(Pictured) Chefs Michael Greenhill (L) and Derek Emerson (R) are among six partners behind Parlor Market.
When I tuck into Parlor Market, its cool embrace of dark wood and casual elegance peels away the layers of whatever I might want to leave on the sidewalk outside.
A sweet sight of relief greets the spot that feels special and familiar, all at the same time. The restaurant was the brainchild of the late chef Craig Noone, whose respect for Jackson history and vision for its downtown’s future merged easily into this well-appointed, welcoming spot. Decor and details honor the 1898 building’s past in the grocery, marble, meat, leather, lumber and restaurant realms on Capitol Street.
Now in the hands of partners Derek and Jennifer Emerson, Michael Greenhill, Robert and Lauren Rushton and Effie Hubanks, Parlor Market’s culinary profile retains a fresh, seasonal, Southern base on the ingredient end with a lean toward Italian coming from the kitchen. The chefs and management behind Walker’s Drive-In in Jackson and Local 463 in Ridgeland wanted to bring something new to Jackson’s dining rotation.

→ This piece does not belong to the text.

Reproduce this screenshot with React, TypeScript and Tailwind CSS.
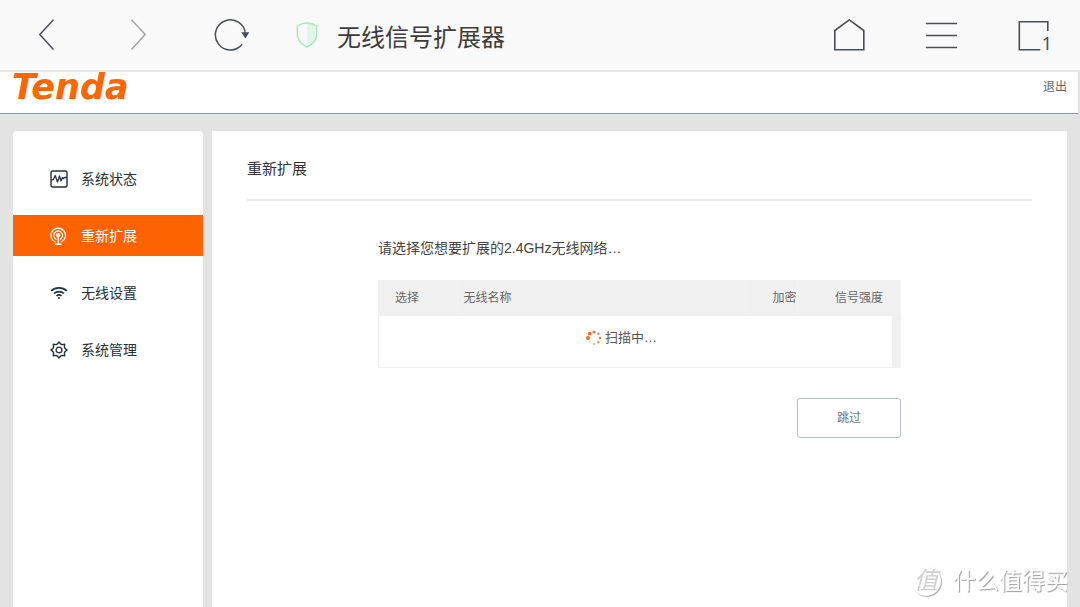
import { useState } from 'react';
import type { ReactNode } from 'react';
import clsx from 'clsx';

const StatusIcon = () => (
  <svg className="size-[18px]" viewBox="0 0 18 18" fill="none" stroke="currentColor" strokeWidth="1.4" strokeLinejoin="round">
    <rect x="1" y="1" width="16" height="16" rx="1.8" />
    <path d="M1.5 9.800h1.700l2-4.300 2.300 6.500 2-6 1.500 5 1.500-3.500 1 1 1-1h2.500" strokeWidth="1.300" />
  </svg>
);

const AntennaIcon = () => (
  <svg className="size-[18px]" viewBox="0 0 18 18" fill="none" stroke="currentColor" strokeWidth="1.3" strokeLinecap="round">
    <path d="M5.2 15a7.300 7.300 0 1 1 6 0" />
    <path d="M6 12.200a4.400 4.400 0 1 1 4.400 0" />
    <circle cx="8.2" cy="8.2" r="1.500" fill="currentColor" />
    <path d="M8.200 9v8M5.400 17.200h5.600" strokeWidth="1.500" />
  </svg>
);

const WifiIcon = () => (
  <svg className="size-[18px]" viewBox="0 0 18 18" fill="none" stroke="currentColor" strokeWidth="1.7">
    <path d="M1.200 6.800c4.200-4 11.400-4 15.600 0" />
    <path d="M4 9.500c2.800-2.600 7.200-2.600 10 0" />
    <path d="M6.500 12c1.400-1.300 3.600-1.300 5 0" />
    <circle cx="9" cy="13.900" r="1" fill="currentColor" stroke="none" />
  </svg>
);

const GearIcon = () => (
  <svg className="size-[18px]" viewBox="0 0 18 18" fill="none" stroke="currentColor" strokeWidth="1.400" strokeLinejoin="round">
    <path d="M9 .9l1.600 2.100 1.500.6 2.600-.3-.3 2.600.6 1.500L17.100 9 15 10.600l-.6 1.500.3 2.600-2.600-.3-1.500.6L9 17.100 7.400 15l-1.500-.6-2.600.3.3-2.600-.6-1.500L.9 9 3 7.400l.6-1.500-.3-2.600 2.600.3L7.400 3z" />
    <circle cx="9" cy="9" r="2.900" />
  </svg>
);

const spinnerDots = [
  { cx: 8, cy: 2, r: 1.6, o: 0.9 },
  { cx: 12.3, cy: 3.7, r: 1.3, o: 0.8 },
  { cx: 14, cy: 8, r: 1.2, o: 0.9 },
  { cx: 12.3, cy: 12.3, r: 1.2, o: 0.7 },
  { cx: 8, cy: 14, r: 1.1, o: 0.6 },
  { cx: 3.7, cy: 12.3, r: 1, o: 0.4 },
  { cx: 2, cy: 8, r: 2, o: 1 },
  { cx: 3.7, cy: 3.7, r: 1.9, o: 1 },
];

const Spinner = () => (
  <svg className="size-4" viewBox="0 0 16 16" fill="#f56a14">
    {spinnerDots.map((dot, index) => (
      <circle key={index} cx={dot.cx} cy={dot.cy} r={dot.r} opacity={dot.o} />
    ))}
  </svg>
);

const ToolButton = ({ label, children }: { label: string; children: ReactNode }) => (
  <button type="button" aria-label={label} className="flex h-full w-[92px] items-center justify-center text-[#4b4e55]">
    {children}
  </button>
);

const BrowserBar = () => (
  <div className="flex h-[72px] items-center justify-between border-b-2 border-[#e8e8e8] bg-[#f9f9f9]">
    <div className="flex h-full items-center">
      <ToolButton label="后退">
        <svg className="h-8 w-4" viewBox="0 0 16 32" fill="none" stroke="currentColor" strokeWidth="1.5">
          <path d="M15.500.8L1.800 15.500l13.700 15" />
        </svg>
      </ToolButton>
      <ToolButton label="前进">
        <svg className="h-8 w-4" viewBox="0 0 16 32" fill="none" stroke="#a3a4a6" strokeWidth="1.500">
          <path d="M1.500.8l13.700 14.700-13.700 15" />
        </svg>
      </ToolButton>
      <ToolButton label="刷新">
        <svg className="h-8 w-10" viewBox="-4 0 40 32" fill="none" stroke="currentColor" strokeWidth="1.500">
          <path d="M31.400 15.200A15 15 0 1 0 28.200 25.200" />
          <path d="M27.200 13.200h8.200l-4 6.400z" fill="currentColor" stroke="none" />
        </svg>
      </ToolButton>
      <svg className="ml-5 h-[26px] w-[22px]" viewBox="0 0 22 26" fill="none">
        <path d="M11 1.300c3.500 0 6.500.9 9.500 2.700v8.500c0 5-4 9.500-9.500 12.500z" fill="#e2f5e8" />
        <path d="M11 1.100C7.500 1.100 4.300 2 1.300 4v8.400c0 5.100 4 9.600 9.700 12.600 5.700-3 9.700-7.500 9.700-12.600V4c-3-2-6.200-2.900-9.700-2.900z" stroke="#a5edbd" strokeWidth="1.500" />
      </svg>
      <span className="ml-[19px] pt-1.5 text-2xl text-[#3c3c3c]">无线信号扩展器</span>
    </div>
    <div className="flex h-full items-center">
      <ToolButton label="主页">
        <svg className="h-8 w-8" viewBox="0 0 32 32" fill="none" stroke="currentColor" strokeWidth="1.600">
          <path d="M.8 11.500L15.300.9l14.500 10.600v19.200H.8z" />
        </svg>
      </ToolButton>
      <ToolButton label="菜单">
        <svg className="h-8 w-8" viewBox="0 0 32 32" fill="none" stroke="currentColor" strokeWidth="1.600">
          <path d="M0 4.500h31M0 16.500h31M0 28.500h31" />
        </svg>
      </ToolButton>
      <ToolButton label="标签页">
        <span className="relative">
          <svg className="h-8 w-8" viewBox="0 0 32 32" fill="none" stroke="currentColor" strokeWidth="1.600">
            <path d="M29.800 12V2.800H1.300v28h21" />
          </svg>
          <span className="absolute -right-0.5 -bottom-0.5 font-['Noto_Sans','Noto_Sans_CJK_SC',sans-serif] text-lg leading-5">1</span>
        </span>
      </ToolButton>
    </div>
  </div>
);

const menu = [
  { name: '系统状态', icon: StatusIcon },
  { name: '重新扩展', icon: AntennaIcon },
  { name: '无线设置', icon: WifiIcon },
  { name: '系统管理', icon: GearIcon },
];

const Sidebar = () => {
  const [active, setActive] = useState('重新扩展');

  return (
    <nav className="flex w-[190px] shrink-0 flex-col gap-4 rounded-t-sm bg-white pt-[27px] text-sm">
      {menu.map(({ name, icon: Icon }) => (
        <a
          key={name}
          href="#"
          onClick={() => setActive(name)}
          className={clsx(
            'flex h-[41px] items-center gap-[13px] pl-[37px]',
            active === name ? 'bg-[#ff6200] text-white' : 'text-[#263038]'
          )}
        >
          <Icon />
          {name}
        </a>
      ))}
    </nav>
  );
};

const NetworkTable = () => (
  <table className="w-full table-fixed border-collapse text-left">
    <thead className="bg-[#f0f0f0] text-xs text-[#666]">
      <tr className="h-[35px]">
        <th className="w-[79px] border-r border-[#f3f3f3] pl-[17px] font-normal">选择</th>
        <th className="border-r border-[#f3f3f3] pl-[6px] font-normal">无线名称</th>
        <th className="w-[52px] border-r border-[#f3f3f3] text-right font-normal">加密</th>
        <th className="w-[104px] pr-[18px] text-right font-normal">信号强度</th>
      </tr>
    </thead>
    <tbody className="text-[13px] text-[#555]">
      <tr>
        <td colSpan={4} className="p-0">
          <div className="flex h-[53px] justify-center border border-r-[9px] border-[#efefef] pt-3 pr-7">
            <span className="flex h-5 items-center gap-[3px]">
              <Spinner />
              扫描中…
            </span>
          </div>
        </td>
      </tr>
    </tbody>
  </table>
);

export default function App() {
  return (
    <div className="flex min-h-screen flex-col bg-[#e3e3e3] font-['Liberation_Sans','Noto_Sans_CJK_SC',sans-serif]">
      <BrowserBar />
      <header className="mr-0.5 flex h-[42px] items-start justify-between border-b border-[#ff7a38] bg-white pr-[11px] pl-3">
        <a href="#" className="font-['DejaVu_Sans',sans-serif] text-[35px] leading-[30px] font-bold text-[#ff6600] italic">
          Tenda
        </a>
        <a href="#" className="pt-[5px] text-xs leading-5 text-[#666]">退出</a>
      </header>

      <div className="flex grow gap-[9px] pt-[17px] pr-[13px] pl-[13px]">
        <Sidebar />
        <main className="grow bg-white px-[35px] pt-[26px]">
          <h1 className="border-b-2 border-[#ededed] pb-[18px] text-[15px] leading-6 text-[#333]">重新扩展</h1>
          <section className="mx-auto max-w-[523px] pt-[35px]">
            <p className="pb-5 text-sm leading-6 text-[#444]">请选择您想要扩展的2.4GHz无线网络…</p>
            <NetworkTable />
            <div className="flex justify-end pt-[30px]">
              <button type="button" className="h-10 w-[104px] rounded-[3px] border border-[#b4bfca] bg-white text-xs text-[#6b747c]">
                跳过
              </button>
            </div>
          </section>
        </main>
      </div>

      <div className="pointer-events-none fixed right-3 bottom-2 flex items-center gap-3 text-white [text-shadow:1px_1px_1px_#999]">
        <span className="flex size-[30px] items-center justify-center rounded-full text-2xl text-[#d0d0d0] italic shadow-[1px_1px_1px_#aaa] [text-shadow:none]">值</span>
        <span className="text-[23px] leading-9">什么值得买</span>
      </div>
    </div>
  );
}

“There hasn’t been anybody lately doing fresh pasta on a daily basis,” Derek Emerson says.
With their metro area roots, “We all believe in downtown,” he adds. He recalls the landscape of the Jackson’s Fondren district when he first bought Walker’s Drive-In 16 years ago, with a big empty building nearby and the lack of activity. Now, it’s bustling.
The partners buy into Noone’s vision of a lively downtown for the state capital and the goal of keeping that dream alive. “It’s the same vision we had for Walker’s.” Craig’s Fried Oyster Salad and the PM Burger are holdovers from Parlor Market’s original incarnation, to honor what Noone started. “We should have a cool downtown, like it used to be,” Emerson says.

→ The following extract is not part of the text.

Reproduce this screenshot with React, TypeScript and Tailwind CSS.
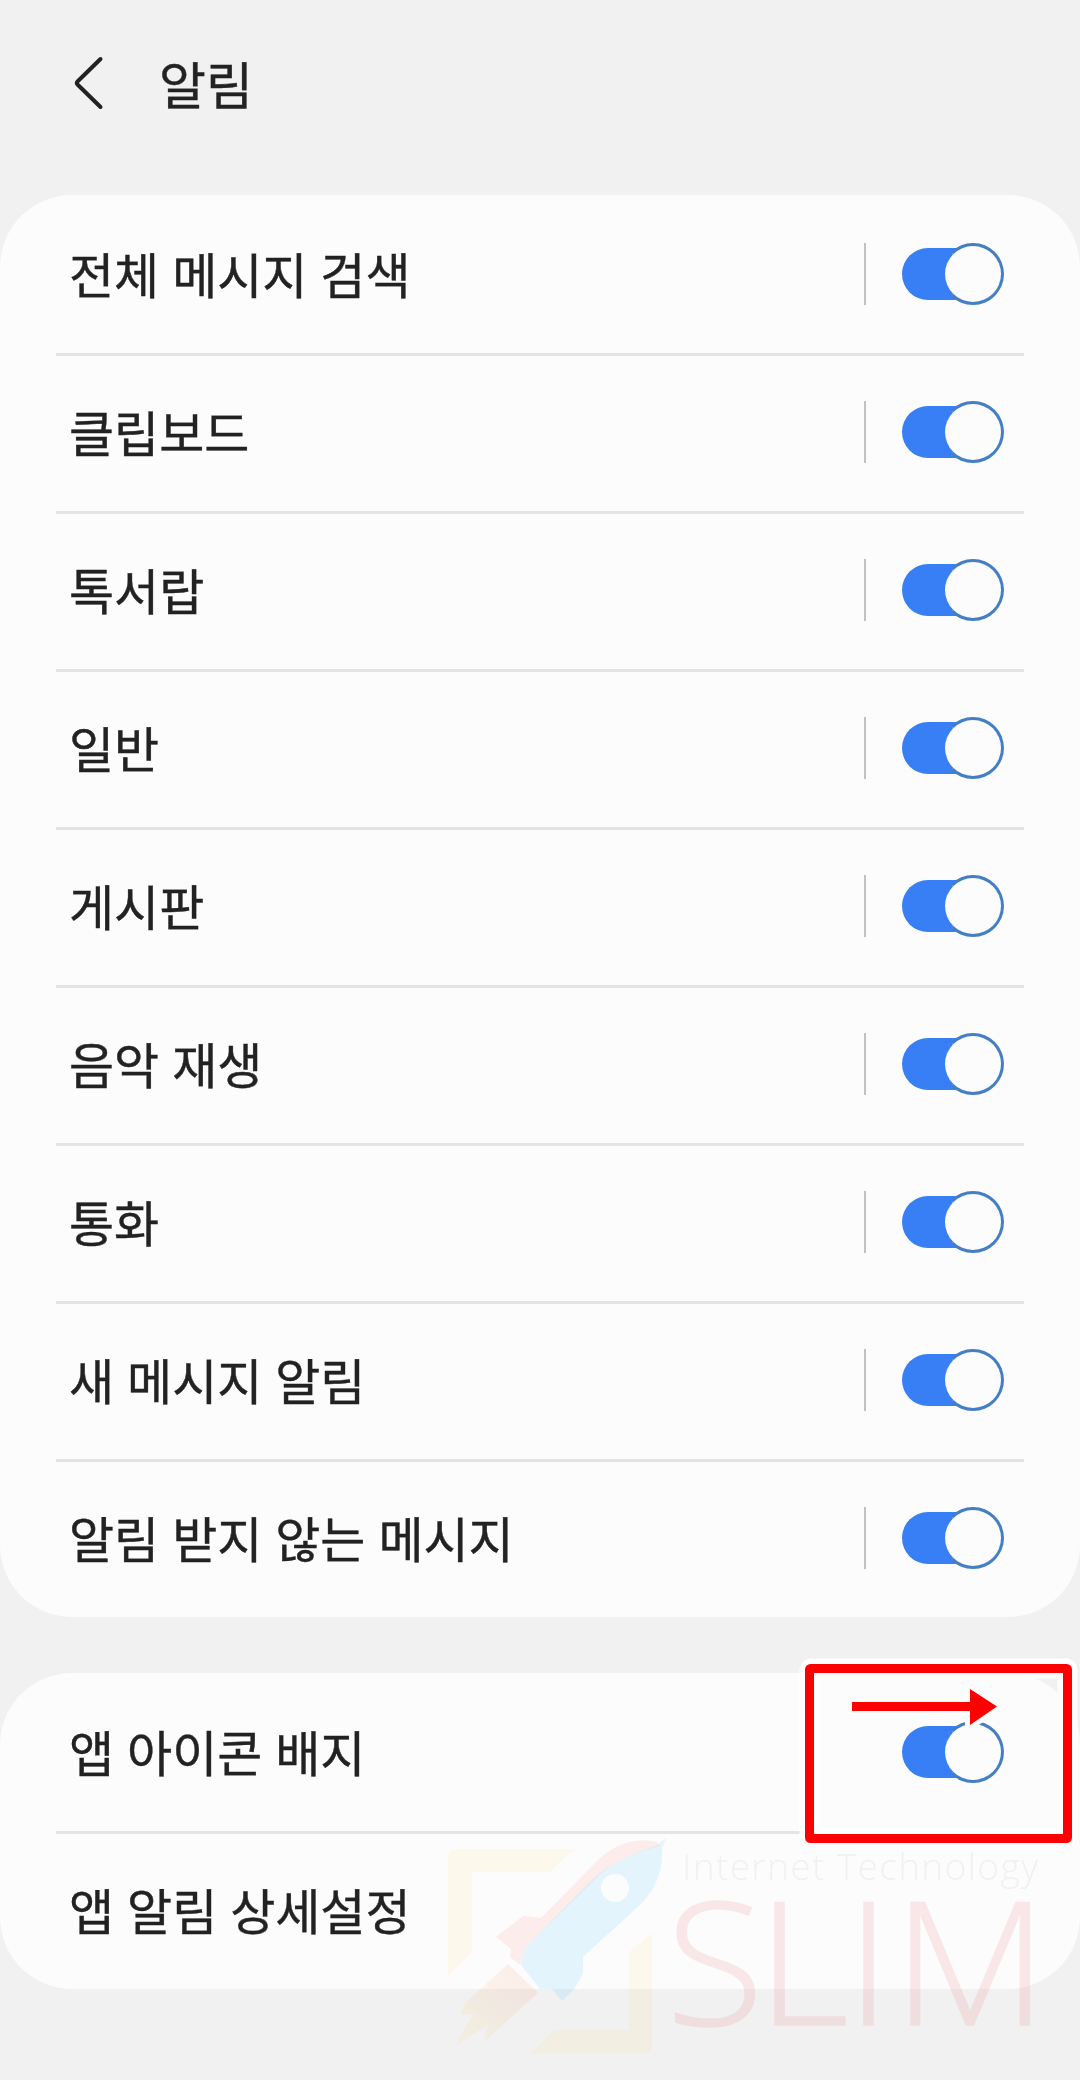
import React, { useState } from 'react';
import clsx from 'clsx';

const alertItems = [
  '전체 메시지 검색',
  '클립보드',
  '톡서랍',
  '일반',
  '게시판',
  '음악 재생',
  '통화',
  '새 메시지 알림',
  '알림 받지 않는 메시지',
];

function Toggle({ label }: { label: string }) {
  const [on, setOn] = useState(true);

  return (
    <button
      type="button"
      role="switch"
      aria-checked={on}
      aria-label={label}
      onClick={() => setOn(!on)}
      className={clsx('flex h-[62px] w-[102px] items-center', on ? 'justify-end' : 'justify-start')}
    >
      <span className={clsx('h-[52px] w-[82px] shrink-0 rounded-full', on ? 'bg-[#387ff5]' : 'bg-gray-300')}></span>
      <span
        className={clsx(
          'size-[62px] shrink-0 rounded-full border-[3px] bg-[#fcfcfc]',
          on ? '-ml-[42px] border-[#447ec4] border-l-[#387ff5]' : '-ml-[82px] border-gray-400'
        )}
      ></span>
    </button>
  );
}

type RowProps = {
  label: string;
  first?: boolean;
  separator?: boolean;
  toggle?: boolean;
};

function Row({ label, first = false, separator = true, toggle = true }: RowProps) {
  return (
    <li
      className={clsx(
        'mx-14 flex h-[158px] items-center justify-between pl-[13px] pr-5',
        !first && 'border-t-[3px] border-[#e4e4e4] pb-[3px]'
      )}
    >
      <span className="whitespace-nowrap pb-1 text-[49px] leading-none [word-spacing:2px] [-webkit-text-stroke:0.4px_#222222]">
        {label}
      </span>
      {toggle && (
        <div className="flex items-center gap-9">
          {separator && <span className="h-[62px] w-0.5 bg-[#c2c2c2]"></span>}
          <Toggle label={label} />
        </div>
      )}
    </li>
  );
}

// Red frame and arrow around the badge switch
function Highlight() {
  return (
    <svg className="pointer-events-none absolute left-[796px] top-[1655px]" width="284" height="196" viewBox="796 1655 284 196" fill="none">
      <rect x="809.5" y="1668.5" width="258" height="170" rx="2" stroke="#fff" strokeWidth="20" strokeLinejoin="round" />
      <rect x="809.5" y="1668.5" width="258" height="170" rx="1" stroke="#fe0000" strokeWidth="9" strokeLinejoin="round" />
      <path d="M852 1702H970V1689L997 1706.5L970 1725V1711H852Z" fill="#fdfdfd" stroke="#fdfdfd" strokeWidth="10" strokeLinejoin="round" />
      <path d="M852 1702H970V1689L997 1706.5L970 1725V1711H852Z" fill="#fe0000" />
    </svg>
  );
}

function Watermark() {
  return (
    <svg className="pointer-events-none absolute left-[440px] top-[1830px]" width="640" height="250" viewBox="440 1830 640 250">
      <defs>
        <linearGradient id="flame" x1="530" y1="1970" x2="460" y2="2040" gradientUnits="userSpaceOnUse">
          <stop offset="0" stopColor="#f03c1e" />
          <stop offset="1" stopColor="#f5d020" />
        </linearGradient>
      </defs>
      <g fill="#ffcf20" fillOpacity=".08">
        <path d="M448 1976V1858Q448 1849 457 1849H574L550 1872H472V1952Z" />
        <path d="M652 1933V2045Q652 2054 643 2054H531L554 2030H629V1952Z" />
      </g>
      <path d="M508 1964L538 1993L484 2042L488 2025L456 2045L465 2027L474 2014L460 2015L466 2002Z" fill="url(#flame)" fillOpacity=".08" />
      <path
        d="M520 1965L510 1957L511 1949L496 1937L523 1916L541 1918L596 1862Q623 1835 657 1842L660 1846Q616 1857 595 1879L530 1943Q521 1952 520 1965Z"
        fill="#ff3528"
        fillOpacity=".08"
      />
      <path
        d="M540 1989L521 1965Q520 1954 530 1943L590 1882Q610 1861 656 1846L666 1838L662 1848Q664 1881 640 1905L583 1957V1973Q576 1990 562 2001L552 1989ZM615 1874a14 14 0 1 0 0 28a14 14 0 1 0 0-28Z"
        fill="#28b9ff"
        fillOpacity=".11"
        fillRule="evenodd"
      />
      <text x="682" y="1880" textLength="356" fontSize="37" fontWeight="300" fill="#888888" fillOpacity=".11" fontFamily="'Open Sans', sans-serif">
        Internet Technology
      </text>
      <g opacity=".1">
        <text
          transform="scale(1.04 1)"
          x="640.4 727.9 813.5 858.6"
          y="2025.500"
          fontSize="172"
          fontWeight="300"
          fill="#e83c46"
          stroke="#e83c46"
          strokeWidth="1.5"
          fontFamily="'Open Sans', sans-serif"
        >
          SLIM
        </text>
      </g>
    </svg>
  );
}

export default function App() {
  return (
    <div className="relative h-[2080px] w-[1080px] overflow-hidden bg-[#f1f1f1] font-['Noto_Sans_CJK_KR',sans-serif] text-[#222222]">
      <header className="flex h-[195px] items-start gap-[55px] pl-[72px] pt-[55px]">
        <button type="button" aria-label="뒤로" className="h-14 w-8">
          <svg width="32" height="56" viewBox="0 0 32 56" fill="none">
            <path d="M28.500 4L5.500 26.500Q4 28 5.500 29.500L28.500 52" stroke="#222222" strokeWidth="4" strokeLinecap="round" />
          </svg>
        </button>
        <h1 className="pt-[3px] text-[51px] leading-none [-webkit-text-stroke:0.4px_#222222]">알림</h1>
      </header>

      <main className="flex flex-col gap-14">
        <ul className="rounded-[72px] bg-[#fcfcfc]">
          {alertItems.map((item, i) => (
            <Row key={item} label={item} first={i === 0} />
          ))}
        </ul>

        <ul className="rounded-[72px] bg-[#fcfcfc]">
          <Row label="앱 아이콘 배지" first separator={false} />
          <Row label="앱 알림 상세설정" toggle={false} />
        </ul>
      </main>

      <Watermark />
      <Highlight />
    </div>
  );
}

Straightforward fare with fresh local ingredients that speak for themselves is the thread among the three restaurants. Rustic Italian with Southern influences is the slant at Parlor Market, with Southern plate lunches and a casual fine dining profile.

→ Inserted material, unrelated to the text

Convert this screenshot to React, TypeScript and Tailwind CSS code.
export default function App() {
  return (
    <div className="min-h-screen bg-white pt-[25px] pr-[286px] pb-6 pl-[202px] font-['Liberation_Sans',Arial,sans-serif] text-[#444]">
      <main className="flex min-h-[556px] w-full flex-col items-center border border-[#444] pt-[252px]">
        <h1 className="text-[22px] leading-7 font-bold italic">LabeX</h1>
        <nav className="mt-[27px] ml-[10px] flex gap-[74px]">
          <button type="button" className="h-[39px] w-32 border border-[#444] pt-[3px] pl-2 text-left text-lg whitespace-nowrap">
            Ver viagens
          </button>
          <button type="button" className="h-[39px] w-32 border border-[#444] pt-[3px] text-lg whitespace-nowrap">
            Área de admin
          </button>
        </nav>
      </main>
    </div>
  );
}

A redfish dish is a play on Walker’s famous Redfish Anna, but at Parlor Market, seared redfish pairs with a saffron tomato broth, farro risotto and crab, shaved green bean and almond salad. Braised Short Rib Gnocchi, topped with shaved black truffle makes a wildly popular, meaty, earthy and savory start.
Executive chef Chaz Lindsay returned to his native Jackson after Culinary Institute of America training, work at restaurants such as Eleven Madison Park and Tom Colicchio’s restaurants Colicchio & Sons and Craft, plus time In Italy. He’d started his own Belhaven Pasta Company when the fresh-made pasta he hungered for “was few and far between” in Jackson, he says.
At Parlor Market, fresh pasta shapes up for the task at hand. Lindsay describes the pasta extruder, and shows off the cast bronze dies that determine the noodles’ outcome:“awesome shapes that not a lot of people were familiar with around here.”
Ridged and robust rigatoni is a match for the San Marzano tomato sauce that, warmed by crushed chilis and garlic, is brightened by the dusting of Pecorino cheese plus tasty little cubes of pancetta. A wild mushroom dish’s Parmesan broth nestles into the near tube-like curls of rye spaccatelli, under a sprinkle of fried rosemary.
“No one’s doing these cool, interesting shapes that we have here,” Lindsay says of pappardelle, campanelle, bucatini and more — each made with the intention of holding sauce. “So, it’s cool. It’s what sets us apart.”
He’s got strong support, too. Emerson jokes, “We tell him he’s got the three best sous chefs in town,” with Greenhill, Rushton and himself.
Lindsay talks passionately about learning the ropes of fresh pasta at Colicchio’s flagship restaurant Craft. He reflects on the time it took him to master gnocchi, getting the feel of it with daily practice. Perfecting his craft and taking it forward — that’s his goal. At Parlor Market, you’ll enjoy that perfect in the fresh pasta’s tooth and texture that stand up to tasty sauces with a look-you-in-the-eye honesty and depth of flavor as solid as a firm handshake.
Lindsay says, “I just want to cook good food that people can enjoy and approach.” Which I did eagerly, fork in hand.